#### [WHAT IS BEING ASKED]
Every line below is to be copied exactly, with the pictures left out.

■ ■ ■ ■ ■ ■ ■

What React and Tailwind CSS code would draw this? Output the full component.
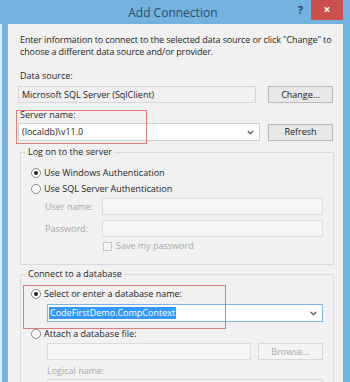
import React from "react";

const font = { fontFamily: '"Open Sans", "Noto Sans", sans-serif' };

const Radio = ({ checked }) => (
  <span className="flex h-[10px] w-[10px] shrink-0 items-center justify-center rounded-full border border-[#8a8a8a] bg-white">
    {checked && <span className="h-[4px] w-[4px] rounded-full bg-[#222]" />}
  </span>
);

const Chevron = () => (
  <svg width="7" height="5" viewBox="0 0 7 5" className="shrink-0">
    <path d="M0.8 1 L3.5 3.7 L6.2 1" fill="none" stroke="#555" strokeWidth="1.3" />
  </svg>
);

const Button = ({ children, disabled }) => (
  <div
    className={
      "flex h-[17px] w-[65px] items-center justify-center border text-[9px] " +
      (disabled
        ? "border-[#d8d8d8] bg-[#f4f4f4] text-[#a8a8a8]"
        : "border-[#b8b8b8] bg-[#e8e8e8] text-[#222]")
    }
  >
    {children}
  </div>
);

export default function App() {
  return (
    <div className="h-[382px] w-[350px] overflow-hidden bg-[#74b3df] text-[9px] leading-[12px] text-[#1e1e1e]" style={font}>
      {/* title bar */}
      <div className="flex h-[24px] items-start">
        <div className="flex-1 pt-[5px] pl-[48px] text-center text-[12px] leading-[16px] text-[#2d4a68]">Add Connection</div>
        <div className="pt-[3px] pr-[8px] text-[11px] font-bold leading-[14px] text-[#2d3f55]">?</div>
        <div className="mr-[7px] flex h-[20px] w-[32px] items-center justify-center bg-[#c9504b] text-[12px] font-bold text-white">
          ×
        </div>
      </div>

      <div className="flex h-[358px]">
        <div className="w-[8px] border-l-[2px] border-[#dfeaf2]" />
        <div className="flex-1 bg-[#f1f1f1] pl-[10px] pt-[10px]">
          <p className="ml-[2px] whitespace-nowrap tracking-[-0.12px]">
            Enter information to connect to the selected data source or click "Change" to
            <br />
            choose a different data source and/or provider.
          </p>

          <div className="mt-[12px] ml-[2px]">Data source:</div>
          <div className="mt-[4px] flex items-center gap-[12px]">
            <div className="flex h-[17px] w-[238px] items-center border border-[#d6d6d6] bg-[#f0f0f0] pl-[3px]">
              Microsoft SQL Server (SqlClient)
            </div>
            <Button>Change...</Button>
          </div>

          <div className="relative mt-[5px]">
            <div className="absolute -left-[2px] top-[2px] h-[34px] w-[131px] border border-[#e07b7b]" />
            <div className="ml-[2px] pt-[1px]">Server name:</div>
            <div className="mt-[2px] flex items-center gap-[8px]">
              <div className="flex h-[18px] w-[242px] items-center justify-between border border-[#d0d0d0] bg-white pl-[3px] pr-[5px]">
                <span>(localdb)\v11.0</span>
                <Chevron />
              </div>
              <Button>Refresh</Button>
            </div>
          </div>

          {/* log on group */}
          <div className="relative ml-[2px] mt-[11px] h-[113px] w-[314px] border border-[#dadada] pl-[10px]">
            <div className="absolute -top-[7px] left-[5px] bg-[#f1f1f1] px-[2px]">Log on to the server</div>
            <div className="mt-[14px] flex items-center gap-[3px]">
              <Radio checked />
              <span>Use Windows Authentication</span>
            </div>
            <div className="mt-[4px] flex items-center gap-[3px]">
              <Radio />
              <span>Use SQL Server Authentication</span>
            </div>
            <div className="mt-[3px] flex items-center">
              <span className="w-[71px] whitespace-nowrap pl-[14px] text-[#a8a8a8]">User name:</span>
              <div className="h-[17px] w-[221px] border border-[#dcdcdc] bg-[#f5f5f5]" />
            </div>
            <div className="mt-[5px] flex items-center">
              <span className="w-[71px] whitespace-nowrap pl-[14px] text-[#a8a8a8]">Password:</span>
              <div className="h-[17px] w-[221px] border border-[#dcdcdc] bg-[#f5f5f5]" />
            </div>
            <div className="mt-[3px] ml-[72px] flex items-center gap-[4px] text-[#a8a8a8]">
              <span className="h-[9px] w-[9px] border border-[#c8c8c8] bg-[#f5f5f5]" />
              <span>Save my password</span>
            </div>
          </div>

          {/* connect group */}
          <div className="relative ml-[2px] mt-[9px] h-[120px] w-[314px] border border-[#dadada] pl-[10px]">
            <div className="absolute -top-[7px] left-[5px] bg-[#f1f1f1] px-[2px]">Connect to a database</div>
            <div className="absolute left-[2px] top-[10px] h-[44px] w-[203px] border border-[#e07b7b]" />
            <div className="mt-[13px] flex items-center gap-[3px]">
              <Radio checked />
              <span>Select or enter a database name:</span>
            </div>
            <div className="ml-[16px] mt-[4px] flex h-[18px] w-[276px] items-center justify-between border border-[#7eb4ea] bg-white pl-[1px] pr-[5px]">
              <span className="bg-[#3399ff] px-[1px] text-white">CodeFirstDemo.CompContext</span>
              <Chevron />
            </div>
            <div className="mt-[6px] flex items-center gap-[3px]">
              <Radio />
              <span>Attach a database file:</span>
            </div>
            <div className="ml-[16px] mt-[3px] flex items-center gap-[7px]">
              <div className="h-[17px] w-[204px] border border-[#dcdcdc] bg-[#f5f5f5]" />
              <Button disabled>Browse...</Button>
            </div>
            <div className="ml-[16px] mt-[5px] text-[#a8a8a8]">Logical name:</div>
            <div className="ml-[16px] mt-[2px] h-[17px] w-[276px] border border-[#dcdcdc] bg-[#f5f5f5]" />
          </div>
        </div>
        <div className="w-[7px]" />
      </div>
    </div>
  );
}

■ ■ ■ ■ ■ ■ ■

#### [WRITTEN SOLUTION]
What React and Tailwind CSS code would draw this? Output the full component.
import React from "react";

const font = { fontFamily: '"Open Sans", "Noto Sans", sans-serif' };

const Radio = ({ checked }) => (
  <span className="flex h-[10px] w-[10px] shrink-0 items-center justify-center rounded-full border border-[#8a8a8a] bg-white">
    {checked && <span className="h-[4px] w-[4px] rounded-full bg-[#222]" />}
  </span>
);

const Chevron = () => (
  <svg width="7" height="5" viewBox="0 0 7 5" className="shrink-0">
    <path d="M0.8 1 L3.5 3.7 L6.2 1" fill="none" stroke="#555" strokeWidth="1.3" />
  </svg>
);

const Button = ({ children, disabled }) => (
  <div
    className={
      "flex h-[17px] w-[65px] items-center justify-center border text-[9px] " +
      (disabled
        ? "border-[#d8d8d8] bg-[#f4f4f4] text-[#a8a8a8]"
        : "border-[#b8b8b8] bg-[#e8e8e8] text-[#222]")
    }
  >
    {children}
  </div>
);

export default function App() {
  return (
    <div className="h-[382px] w-[350px] overflow-hidden bg-[#74b3df] text-[9px] leading-[12px] text-[#1e1e1e]" style={font}>
      {/* title bar */}
      <div className="flex h-[24px] items-start">
        <div className="flex-1 pt-[5px] pl-[48px] text-center text-[12px] leading-[16px] text-[#2d4a68]">Add Connection</div>
        <div className="pt-[3px] pr-[8px] text-[11px] font-bold leading-[14px] text-[#2d3f55]">?</div>
        <div className="mr-[7px] flex h-[20px] w-[32px] items-center justify-center bg-[#c9504b] text-[12px] font-bold text-white">
          ×
        </div>
      </div>

      <div className="flex h-[358px]">
        <div className="w-[8px] border-l-[2px] border-[#dfeaf2]" />
        <div className="flex-1 bg-[#f1f1f1] pl-[10px] pt-[10px]">
          <p className="ml-[2px] whitespace-nowrap tracking-[-0.12px]">
            Enter information to connect to the selected data source or click "Change" to
            <br />
            choose a different data source and/or provider.
          </p>

          <div className="mt-[12px] ml-[2px]">Data source:</div>
          <div className="mt-[4px] flex items-center gap-[12px]">
            <div className="flex h-[17px] w-[238px] items-center border border-[#d6d6d6] bg-[#f0f0f0] pl-[3px]">
              Microsoft SQL Server (SqlClient)
            </div>
            <Button>Change...</Button>
          </div>

          <div className="relative mt-[5px]">
            <div className="absolute -left-[2px] top-[2px] h-[34px] w-[131px] border border-[#e07b7b]" />
            <div className="ml-[2px] pt-[1px]">Server name:</div>
            <div className="mt-[2px] flex items-center gap-[8px]">
              <div className="flex h-[18px] w-[242px] items-center justify-between border border-[#d0d0d0] bg-white pl-[3px] pr-[5px]">
                <span>(localdb)\v11.0</span>
                <Chevron />
              </div>
              <Button>Refresh</Button>
            </div>
          </div>

          {/* log on group */}
          <div className="relative ml-[2px] mt-[11px] h-[113px] w-[314px] border border-[#dadada] pl-[10px]">
            <div className="absolute -top-[7px] left-[5px] bg-[#f1f1f1] px-[2px]">Log on to the server</div>
            <div className="mt-[14px] flex items-center gap-[3px]">
              <Radio checked />
              <span>Use Windows Authentication</span>
            </div>
            <div className="mt-[4px] flex items-center gap-[3px]">
              <Radio />
              <span>Use SQL Server Authentication</span>
            </div>
            <div className="mt-[3px] flex items-center">
              <span className="w-[71px] whitespace-nowrap pl-[14px] text-[#a8a8a8]">User name:</span>
              <div className="h-[17px] w-[221px] border border-[#dcdcdc] bg-[#f5f5f5]" />
            </div>
            <div className="mt-[5px] flex items-center">
              <span className="w-[71px] whitespace-nowrap pl-[14px] text-[#a8a8a8]">Password:</span>
              <div className="h-[17px] w-[221px] border border-[#dcdcdc] bg-[#f5f5f5]" />
            </div>
            <div className="mt-[3px] ml-[72px] flex items-center gap-[4px] text-[#a8a8a8]">
              <span className="h-[9px] w-[9px] border border-[#c8c8c8] bg-[#f5f5f5]" />
              <span>Save my password</span>
            </div>
          </div>

          {/* connect group */}
          <div className="relative ml-[2px] mt-[9px] h-[120px] w-[314px] border border-[#dadada] pl-[10px]">
            <div className="absolute -top-[7px] left-[5px] bg-[#f1f1f1] px-[2px]">Connect to a database</div>
            <div className="absolute left-[2px] top-[10px] h-[44px] w-[203px] border border-[#e07b7b]" />
            <div className="mt-[13px] flex items-center gap-[3px]">
              <Radio checked />
              <span>Select or enter a database name:</span>
            </div>
            <div className="ml-[16px] mt-[4px] flex h-[18px] w-[276px] items-center justify-between border border-[#7eb4ea] bg-white pl-[1px] pr-[5px]">
              <span className="bg-[#3399ff] px-[1px] text-white">CodeFirstDemo.CompContext</span>
              <Chevron />
            </div>
            <div className="mt-[6px] flex items-center gap-[3px]">
              <Radio />
              <span>Attach a database file:</span>
            </div>
            <div className="ml-[16px] mt-[3px] flex items-center gap-[7px]">
              <div className="h-[17px] w-[204px] border border-[#dcdcdc] bg-[#f5f5f5]" />
              <Button disabled>Browse...</Button>
            </div>
            <div className="ml-[16px] mt-[5px] text-[#a8a8a8]">Logical name:</div>
            <div className="ml-[16px] mt-[2px] h-[17px] w-[276px] border border-[#dcdcdc] bg-[#f5f5f5]" />
          </div>
        </div>
        <div className="w-[7px]" />
      </div>
    </div>
  );
}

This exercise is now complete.